The US military is investigating several allegations that prisoners were abused in its custody in Afghanistan, including at least four cases involving deaths. Some Afghans have reported being beaten and sexually abused while being held.

Barno is expected to present the delayed results of a review of procedures at a secretive network of about 20 holding facilities across Afghanistan later this month. Officials say undisclosed changes have already been made because of its findings.

The prison review and pledge to respect Afghan customs come as the military deepens its involvement in relief operations and in providing security for the country's October presidential election.

American troops are focusing on the south and east, where most insurgent activity occurs. Some 6,500 NATO-led soldiers cover the capital and the north.

Command of the NATO mission passed yesterday from Canada to Eurocorps, a five-nation force led by Lieutenant General Jean-Louis Py of France.

Most of that force remains in Kabul, but small teams have set up posts in several northern towns this year under a NATO plan to gradually replace US-led troops across Afghanistan. The European force is scheduled to increase to as many as 10,000 soldiers around the Oct. 9 election to try to prevent attacks by militants.

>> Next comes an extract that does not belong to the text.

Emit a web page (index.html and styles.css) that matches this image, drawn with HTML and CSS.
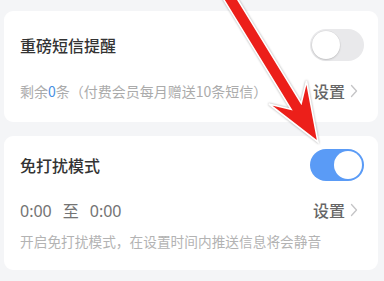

Twelve election workers and guards have been killed so far, all in the US sector in the south and east.

The governor of Uruzgan province, a Taliban stronghold, said yesterday that his forces captured four regional commanders and killed six other militants in two separate weekend raids on their hideouts. Governor Jan Mohammed said the commanders were planning attacks on Afghan and coalition forces but were not believed to be in the Taliban's inner circle.